• **SHORT TASK**:
Gather up the lines that contain "React".

• **DATA FOR THE TASK**:
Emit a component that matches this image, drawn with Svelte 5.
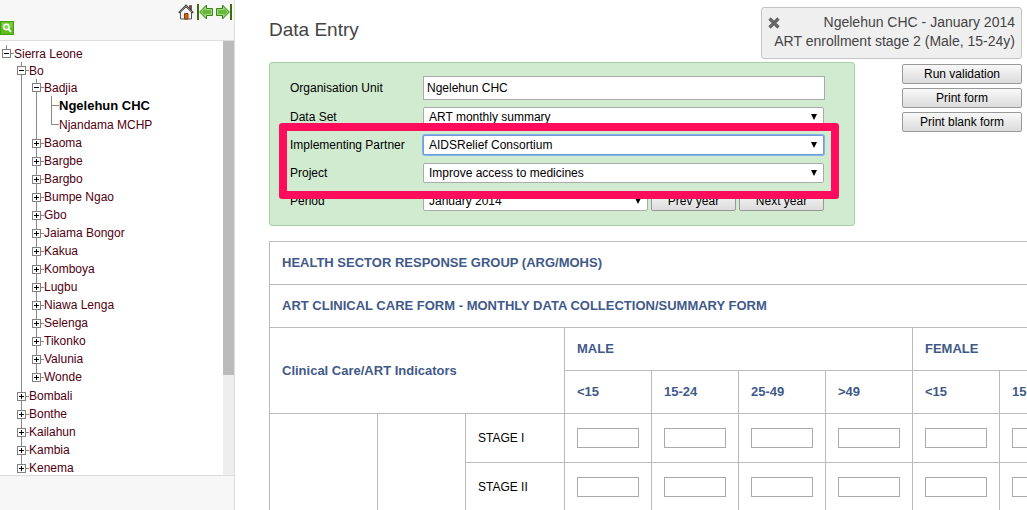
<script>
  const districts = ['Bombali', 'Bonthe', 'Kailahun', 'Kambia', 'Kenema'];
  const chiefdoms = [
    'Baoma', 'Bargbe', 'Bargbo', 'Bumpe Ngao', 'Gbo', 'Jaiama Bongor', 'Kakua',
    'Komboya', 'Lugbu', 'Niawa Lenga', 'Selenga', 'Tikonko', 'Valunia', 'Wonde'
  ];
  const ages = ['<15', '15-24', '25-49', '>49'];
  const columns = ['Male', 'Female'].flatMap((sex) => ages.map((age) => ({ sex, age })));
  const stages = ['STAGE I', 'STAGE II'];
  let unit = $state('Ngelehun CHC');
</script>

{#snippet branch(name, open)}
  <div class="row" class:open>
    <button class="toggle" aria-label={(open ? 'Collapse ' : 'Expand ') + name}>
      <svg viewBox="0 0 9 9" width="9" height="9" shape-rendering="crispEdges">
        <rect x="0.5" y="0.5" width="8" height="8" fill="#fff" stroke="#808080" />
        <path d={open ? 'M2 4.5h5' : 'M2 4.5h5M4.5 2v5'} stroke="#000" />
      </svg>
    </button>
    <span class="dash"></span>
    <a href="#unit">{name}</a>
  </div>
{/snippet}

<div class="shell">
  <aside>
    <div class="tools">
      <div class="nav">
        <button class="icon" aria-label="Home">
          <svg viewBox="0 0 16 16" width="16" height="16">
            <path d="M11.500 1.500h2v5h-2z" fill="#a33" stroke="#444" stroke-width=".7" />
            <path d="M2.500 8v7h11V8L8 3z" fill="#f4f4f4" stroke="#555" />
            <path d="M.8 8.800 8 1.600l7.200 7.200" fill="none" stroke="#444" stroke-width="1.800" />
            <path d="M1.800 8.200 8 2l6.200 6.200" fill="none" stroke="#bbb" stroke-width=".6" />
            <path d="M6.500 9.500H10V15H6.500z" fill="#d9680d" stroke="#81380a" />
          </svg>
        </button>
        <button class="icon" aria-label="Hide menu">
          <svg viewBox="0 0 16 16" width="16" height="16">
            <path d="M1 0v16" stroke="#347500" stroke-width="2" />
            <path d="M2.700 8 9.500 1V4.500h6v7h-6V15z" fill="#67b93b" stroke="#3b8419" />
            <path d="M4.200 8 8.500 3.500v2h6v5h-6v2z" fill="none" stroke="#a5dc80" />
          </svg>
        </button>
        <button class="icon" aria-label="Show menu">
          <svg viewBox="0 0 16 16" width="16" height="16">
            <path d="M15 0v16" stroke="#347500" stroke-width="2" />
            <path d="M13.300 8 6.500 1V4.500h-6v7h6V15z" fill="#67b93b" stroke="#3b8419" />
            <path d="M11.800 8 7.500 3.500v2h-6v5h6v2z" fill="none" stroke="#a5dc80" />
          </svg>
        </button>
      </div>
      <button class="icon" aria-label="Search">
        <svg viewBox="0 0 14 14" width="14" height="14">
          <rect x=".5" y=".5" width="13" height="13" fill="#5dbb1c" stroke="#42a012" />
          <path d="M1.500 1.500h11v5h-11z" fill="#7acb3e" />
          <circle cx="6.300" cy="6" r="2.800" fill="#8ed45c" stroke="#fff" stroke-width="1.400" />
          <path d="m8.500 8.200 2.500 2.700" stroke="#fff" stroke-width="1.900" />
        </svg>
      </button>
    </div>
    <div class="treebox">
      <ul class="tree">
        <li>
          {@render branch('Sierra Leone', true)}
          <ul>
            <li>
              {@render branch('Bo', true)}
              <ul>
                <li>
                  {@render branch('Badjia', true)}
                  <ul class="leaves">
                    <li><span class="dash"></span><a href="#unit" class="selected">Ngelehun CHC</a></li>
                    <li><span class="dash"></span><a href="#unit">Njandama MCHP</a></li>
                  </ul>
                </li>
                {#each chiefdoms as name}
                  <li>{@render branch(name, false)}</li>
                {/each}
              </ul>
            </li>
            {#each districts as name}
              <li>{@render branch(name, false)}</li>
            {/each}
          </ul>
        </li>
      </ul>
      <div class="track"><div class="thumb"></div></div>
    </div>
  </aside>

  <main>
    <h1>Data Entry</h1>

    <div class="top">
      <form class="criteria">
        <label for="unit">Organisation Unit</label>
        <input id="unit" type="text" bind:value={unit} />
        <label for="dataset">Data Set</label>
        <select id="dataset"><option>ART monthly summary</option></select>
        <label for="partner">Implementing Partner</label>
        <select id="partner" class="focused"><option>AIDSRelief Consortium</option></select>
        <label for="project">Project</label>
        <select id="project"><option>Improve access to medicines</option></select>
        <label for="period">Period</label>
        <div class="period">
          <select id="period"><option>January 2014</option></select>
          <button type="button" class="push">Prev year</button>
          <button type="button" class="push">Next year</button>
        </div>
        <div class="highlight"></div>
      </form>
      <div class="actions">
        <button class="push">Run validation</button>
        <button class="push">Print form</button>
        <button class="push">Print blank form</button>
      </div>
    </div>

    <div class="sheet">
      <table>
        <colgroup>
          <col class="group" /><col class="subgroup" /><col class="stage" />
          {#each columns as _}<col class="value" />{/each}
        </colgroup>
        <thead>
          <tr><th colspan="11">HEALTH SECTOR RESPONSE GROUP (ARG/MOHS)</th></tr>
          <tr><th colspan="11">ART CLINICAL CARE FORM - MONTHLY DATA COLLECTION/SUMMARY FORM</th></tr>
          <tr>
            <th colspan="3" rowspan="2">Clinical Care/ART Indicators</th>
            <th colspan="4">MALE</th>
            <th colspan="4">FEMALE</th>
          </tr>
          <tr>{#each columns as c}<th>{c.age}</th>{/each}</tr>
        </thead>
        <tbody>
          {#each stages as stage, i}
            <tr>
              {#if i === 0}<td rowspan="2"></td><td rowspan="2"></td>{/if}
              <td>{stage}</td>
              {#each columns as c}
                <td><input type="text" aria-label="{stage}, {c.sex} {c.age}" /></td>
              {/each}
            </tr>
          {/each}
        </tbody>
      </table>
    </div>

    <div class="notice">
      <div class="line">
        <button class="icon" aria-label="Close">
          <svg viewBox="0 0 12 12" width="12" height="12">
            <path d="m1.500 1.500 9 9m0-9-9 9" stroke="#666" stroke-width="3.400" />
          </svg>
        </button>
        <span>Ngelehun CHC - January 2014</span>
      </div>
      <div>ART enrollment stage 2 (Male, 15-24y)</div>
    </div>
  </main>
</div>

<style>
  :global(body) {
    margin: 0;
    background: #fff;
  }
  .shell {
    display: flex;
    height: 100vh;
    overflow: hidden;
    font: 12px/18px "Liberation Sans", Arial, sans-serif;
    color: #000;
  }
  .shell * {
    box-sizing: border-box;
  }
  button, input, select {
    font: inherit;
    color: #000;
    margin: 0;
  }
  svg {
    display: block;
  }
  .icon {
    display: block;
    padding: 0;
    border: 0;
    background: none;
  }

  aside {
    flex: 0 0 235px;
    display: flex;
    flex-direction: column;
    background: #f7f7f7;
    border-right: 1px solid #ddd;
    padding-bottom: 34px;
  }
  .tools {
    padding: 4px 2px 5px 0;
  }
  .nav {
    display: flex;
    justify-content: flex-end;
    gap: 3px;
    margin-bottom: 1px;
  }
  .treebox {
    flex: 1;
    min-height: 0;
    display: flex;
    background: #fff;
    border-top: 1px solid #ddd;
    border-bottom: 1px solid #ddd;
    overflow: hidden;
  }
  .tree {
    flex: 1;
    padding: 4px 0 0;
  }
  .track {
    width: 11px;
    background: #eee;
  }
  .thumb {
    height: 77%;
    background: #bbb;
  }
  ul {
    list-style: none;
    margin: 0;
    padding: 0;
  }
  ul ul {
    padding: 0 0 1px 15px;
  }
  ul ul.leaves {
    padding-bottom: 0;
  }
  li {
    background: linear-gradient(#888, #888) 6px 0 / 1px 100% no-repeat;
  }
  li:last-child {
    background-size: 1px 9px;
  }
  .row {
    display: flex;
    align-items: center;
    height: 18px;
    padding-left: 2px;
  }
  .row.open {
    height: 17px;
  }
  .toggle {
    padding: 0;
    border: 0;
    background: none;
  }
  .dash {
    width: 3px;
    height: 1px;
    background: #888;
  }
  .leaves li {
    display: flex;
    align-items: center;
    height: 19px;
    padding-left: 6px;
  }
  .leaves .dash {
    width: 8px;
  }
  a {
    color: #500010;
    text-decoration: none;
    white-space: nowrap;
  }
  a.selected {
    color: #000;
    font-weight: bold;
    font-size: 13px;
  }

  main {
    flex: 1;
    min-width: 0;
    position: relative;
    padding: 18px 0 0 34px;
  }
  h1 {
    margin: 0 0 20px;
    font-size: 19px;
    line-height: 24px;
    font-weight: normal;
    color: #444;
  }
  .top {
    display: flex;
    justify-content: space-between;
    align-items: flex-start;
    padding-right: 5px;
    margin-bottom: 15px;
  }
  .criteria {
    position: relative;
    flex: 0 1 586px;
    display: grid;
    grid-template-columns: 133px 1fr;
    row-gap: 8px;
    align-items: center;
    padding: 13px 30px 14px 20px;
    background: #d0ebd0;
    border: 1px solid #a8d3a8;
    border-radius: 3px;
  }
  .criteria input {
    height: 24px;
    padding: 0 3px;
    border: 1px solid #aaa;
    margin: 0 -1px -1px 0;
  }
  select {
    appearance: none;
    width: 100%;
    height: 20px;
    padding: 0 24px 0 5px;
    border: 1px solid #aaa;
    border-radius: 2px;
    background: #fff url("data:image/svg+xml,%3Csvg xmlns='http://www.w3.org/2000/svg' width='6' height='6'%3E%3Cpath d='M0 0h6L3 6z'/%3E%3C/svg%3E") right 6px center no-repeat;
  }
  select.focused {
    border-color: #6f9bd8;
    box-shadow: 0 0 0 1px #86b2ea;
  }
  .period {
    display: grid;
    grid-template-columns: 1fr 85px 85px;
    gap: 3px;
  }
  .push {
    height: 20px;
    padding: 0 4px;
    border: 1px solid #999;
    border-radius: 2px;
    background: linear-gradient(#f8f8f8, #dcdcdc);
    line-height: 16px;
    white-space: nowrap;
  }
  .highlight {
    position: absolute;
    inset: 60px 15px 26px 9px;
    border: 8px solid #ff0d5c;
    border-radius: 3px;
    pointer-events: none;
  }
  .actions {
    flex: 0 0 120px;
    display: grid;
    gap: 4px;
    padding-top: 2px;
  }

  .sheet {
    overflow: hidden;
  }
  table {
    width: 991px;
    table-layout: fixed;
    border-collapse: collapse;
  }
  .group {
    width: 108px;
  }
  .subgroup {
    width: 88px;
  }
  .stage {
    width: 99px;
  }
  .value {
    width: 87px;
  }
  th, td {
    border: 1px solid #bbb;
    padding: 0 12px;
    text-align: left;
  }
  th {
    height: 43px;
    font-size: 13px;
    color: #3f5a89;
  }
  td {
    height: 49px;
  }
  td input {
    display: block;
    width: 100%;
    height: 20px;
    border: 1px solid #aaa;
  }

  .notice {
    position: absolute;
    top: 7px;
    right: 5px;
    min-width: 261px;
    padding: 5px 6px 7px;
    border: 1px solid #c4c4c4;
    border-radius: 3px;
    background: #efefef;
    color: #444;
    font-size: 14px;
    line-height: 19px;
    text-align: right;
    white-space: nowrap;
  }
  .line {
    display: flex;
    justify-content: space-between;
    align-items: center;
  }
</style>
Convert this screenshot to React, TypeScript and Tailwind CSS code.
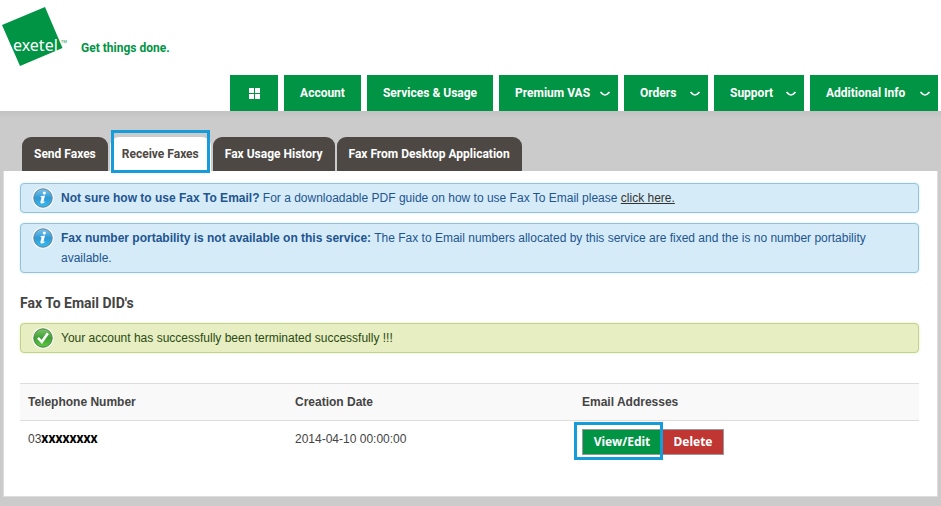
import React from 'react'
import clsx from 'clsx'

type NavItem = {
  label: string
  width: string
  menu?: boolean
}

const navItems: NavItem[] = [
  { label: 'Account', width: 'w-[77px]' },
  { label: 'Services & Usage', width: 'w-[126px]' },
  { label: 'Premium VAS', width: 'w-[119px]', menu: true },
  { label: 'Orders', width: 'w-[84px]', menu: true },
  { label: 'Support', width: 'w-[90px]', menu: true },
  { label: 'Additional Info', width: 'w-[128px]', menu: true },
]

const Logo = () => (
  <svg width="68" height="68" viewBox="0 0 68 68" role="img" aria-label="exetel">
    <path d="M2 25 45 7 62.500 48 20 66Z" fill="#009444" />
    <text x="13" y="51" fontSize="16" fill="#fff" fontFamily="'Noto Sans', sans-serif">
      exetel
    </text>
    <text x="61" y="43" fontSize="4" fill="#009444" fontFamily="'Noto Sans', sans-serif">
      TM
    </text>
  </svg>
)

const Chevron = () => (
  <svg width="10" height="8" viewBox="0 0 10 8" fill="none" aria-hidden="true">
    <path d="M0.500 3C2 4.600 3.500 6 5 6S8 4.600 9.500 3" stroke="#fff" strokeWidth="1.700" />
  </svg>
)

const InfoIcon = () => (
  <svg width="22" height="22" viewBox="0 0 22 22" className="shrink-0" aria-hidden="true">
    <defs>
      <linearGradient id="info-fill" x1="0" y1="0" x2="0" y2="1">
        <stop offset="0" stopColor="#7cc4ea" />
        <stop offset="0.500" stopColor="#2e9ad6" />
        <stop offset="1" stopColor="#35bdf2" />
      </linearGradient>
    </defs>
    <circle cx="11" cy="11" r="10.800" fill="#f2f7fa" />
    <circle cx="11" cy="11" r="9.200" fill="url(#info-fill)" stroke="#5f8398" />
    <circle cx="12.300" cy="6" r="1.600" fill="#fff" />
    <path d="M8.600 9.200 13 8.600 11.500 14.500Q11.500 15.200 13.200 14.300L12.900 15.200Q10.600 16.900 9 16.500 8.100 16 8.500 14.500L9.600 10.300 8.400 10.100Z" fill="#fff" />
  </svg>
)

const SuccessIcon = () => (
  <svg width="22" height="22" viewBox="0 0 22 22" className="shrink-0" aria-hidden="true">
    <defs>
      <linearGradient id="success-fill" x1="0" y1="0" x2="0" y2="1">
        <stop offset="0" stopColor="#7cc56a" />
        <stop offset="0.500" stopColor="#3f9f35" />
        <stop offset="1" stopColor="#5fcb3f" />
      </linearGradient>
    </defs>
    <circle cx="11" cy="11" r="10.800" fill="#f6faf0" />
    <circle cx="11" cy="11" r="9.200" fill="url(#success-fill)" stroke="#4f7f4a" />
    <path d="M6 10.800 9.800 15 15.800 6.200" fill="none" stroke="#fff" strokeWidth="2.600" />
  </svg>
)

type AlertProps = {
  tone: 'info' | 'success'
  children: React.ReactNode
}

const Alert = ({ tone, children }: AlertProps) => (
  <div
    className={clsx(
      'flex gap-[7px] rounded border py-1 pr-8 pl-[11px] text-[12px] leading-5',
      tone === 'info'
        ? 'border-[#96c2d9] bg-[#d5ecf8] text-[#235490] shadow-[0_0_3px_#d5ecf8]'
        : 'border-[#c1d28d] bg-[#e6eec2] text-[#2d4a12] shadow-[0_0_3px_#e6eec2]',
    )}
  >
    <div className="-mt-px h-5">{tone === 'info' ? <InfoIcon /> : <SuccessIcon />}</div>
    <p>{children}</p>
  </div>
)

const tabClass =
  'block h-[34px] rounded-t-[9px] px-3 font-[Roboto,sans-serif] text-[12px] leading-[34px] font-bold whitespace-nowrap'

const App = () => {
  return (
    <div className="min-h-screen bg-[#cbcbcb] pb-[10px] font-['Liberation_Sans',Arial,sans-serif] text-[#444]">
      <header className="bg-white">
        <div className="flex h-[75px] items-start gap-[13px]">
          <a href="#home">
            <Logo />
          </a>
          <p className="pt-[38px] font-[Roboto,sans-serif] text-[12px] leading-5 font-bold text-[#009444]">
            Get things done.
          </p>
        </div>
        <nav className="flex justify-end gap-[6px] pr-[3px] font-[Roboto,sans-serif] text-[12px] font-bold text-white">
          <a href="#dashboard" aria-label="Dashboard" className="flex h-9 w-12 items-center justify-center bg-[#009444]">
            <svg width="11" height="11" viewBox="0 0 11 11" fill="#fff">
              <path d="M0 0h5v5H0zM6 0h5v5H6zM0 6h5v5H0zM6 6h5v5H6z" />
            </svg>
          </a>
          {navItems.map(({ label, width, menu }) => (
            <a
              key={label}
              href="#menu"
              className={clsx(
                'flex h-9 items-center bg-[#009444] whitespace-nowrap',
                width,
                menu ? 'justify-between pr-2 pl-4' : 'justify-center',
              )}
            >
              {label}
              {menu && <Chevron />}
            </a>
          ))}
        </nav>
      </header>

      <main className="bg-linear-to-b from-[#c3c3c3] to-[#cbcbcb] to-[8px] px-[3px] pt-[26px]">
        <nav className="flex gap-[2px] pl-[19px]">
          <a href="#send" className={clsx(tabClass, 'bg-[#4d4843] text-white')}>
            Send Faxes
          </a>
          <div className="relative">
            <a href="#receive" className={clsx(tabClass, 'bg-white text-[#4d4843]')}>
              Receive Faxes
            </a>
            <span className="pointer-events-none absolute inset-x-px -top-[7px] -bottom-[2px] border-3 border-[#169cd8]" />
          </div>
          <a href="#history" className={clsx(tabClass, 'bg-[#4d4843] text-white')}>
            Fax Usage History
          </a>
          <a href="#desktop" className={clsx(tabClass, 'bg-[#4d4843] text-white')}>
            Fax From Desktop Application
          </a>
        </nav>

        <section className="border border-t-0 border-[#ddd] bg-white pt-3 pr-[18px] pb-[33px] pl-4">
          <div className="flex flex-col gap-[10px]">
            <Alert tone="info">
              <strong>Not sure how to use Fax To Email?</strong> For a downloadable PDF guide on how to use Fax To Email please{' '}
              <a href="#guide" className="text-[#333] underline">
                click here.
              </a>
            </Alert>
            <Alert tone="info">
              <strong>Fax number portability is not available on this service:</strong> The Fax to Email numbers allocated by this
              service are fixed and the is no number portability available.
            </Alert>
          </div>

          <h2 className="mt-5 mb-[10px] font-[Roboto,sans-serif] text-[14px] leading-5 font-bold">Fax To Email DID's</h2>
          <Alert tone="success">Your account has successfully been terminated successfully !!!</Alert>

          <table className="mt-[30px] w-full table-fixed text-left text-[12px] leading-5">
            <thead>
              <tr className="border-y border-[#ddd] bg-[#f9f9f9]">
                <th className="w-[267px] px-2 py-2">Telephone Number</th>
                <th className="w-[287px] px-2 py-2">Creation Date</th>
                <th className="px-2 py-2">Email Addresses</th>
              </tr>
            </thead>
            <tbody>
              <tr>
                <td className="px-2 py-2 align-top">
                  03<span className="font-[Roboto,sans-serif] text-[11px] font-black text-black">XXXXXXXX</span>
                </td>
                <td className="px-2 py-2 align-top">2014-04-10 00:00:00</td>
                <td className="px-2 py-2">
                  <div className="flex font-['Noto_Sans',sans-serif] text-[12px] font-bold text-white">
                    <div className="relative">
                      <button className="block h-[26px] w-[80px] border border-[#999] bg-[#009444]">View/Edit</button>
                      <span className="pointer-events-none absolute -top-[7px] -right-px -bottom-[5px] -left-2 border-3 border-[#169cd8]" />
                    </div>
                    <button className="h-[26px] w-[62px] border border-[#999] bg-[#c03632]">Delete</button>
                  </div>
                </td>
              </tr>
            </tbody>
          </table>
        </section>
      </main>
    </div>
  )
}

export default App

• **OUTPUT FOR THIS EXERCISE**:
Convert this screenshot to React, TypeScript and Tailwind CSS code.
import React from 'react'
  children: React.ReactNode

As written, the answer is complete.